No one can make you feel inferior without your consent.
Feelings are strange things. You ought to be able to trust your feelings, but too often, your feelings can land you in moral muddles that are hard to get out of or even rationalize to yourself. I suppose a cognitive distortion is a type of negative feeling, a kind of anger at oneself: Everything I do is wrong. Everyone is better than/works harder than me. I should be a better person.
I suffer from cognitive distortions frequently, and I have to tell myself that they are like bad dreams: they seem very real, but when closely examined, they are patently untrue and even somewhat childish. So, as you would ignore the bad dream and refuse to let it seep into and pollute your waking moments, you would not give consent to that cognitive distortion.
That’s what Eleanor Roosevelt acknowledges in her quote: that you need to give consent to cognitive distortions such as feelings of inferiority, pulls toward perfectionism, and beliefs that you must always make everybody happy. If you don’t consent to believe in these feelings, then they hold no power over you.

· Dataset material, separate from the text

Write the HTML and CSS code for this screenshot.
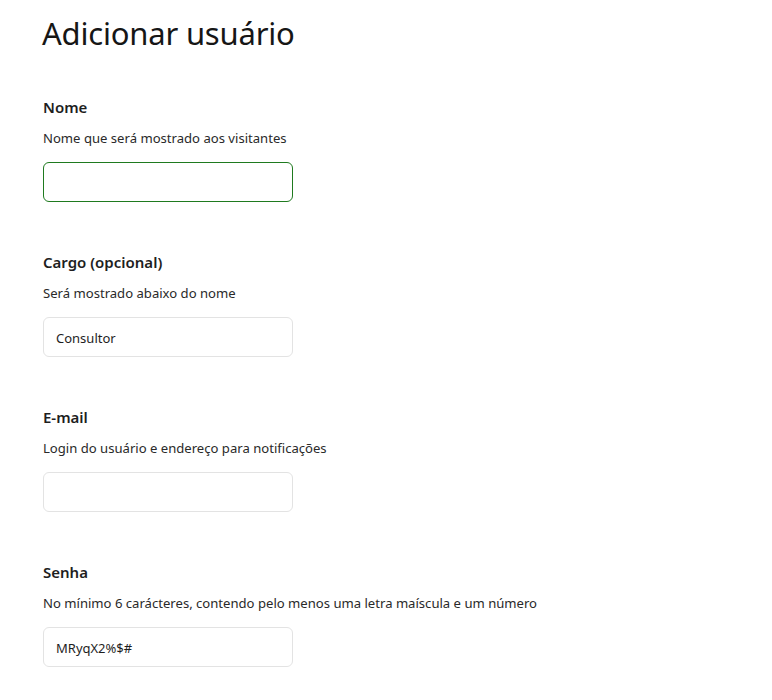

It sounds like it’s so easy, like something from a fairy tale: Tell yourself it’s a bad dream and it’ll all go away. The reality is that these feelings are not dispelled so easily. That’s how powerful a cognitive distortion is and how strong its grip on you may be. The truth is that you have to work hard at getting rid of them. You have to step back and examine them in the raw light of logic so you can see that they are not true and that there is no reason to give your consent to allow them to make you feel bad.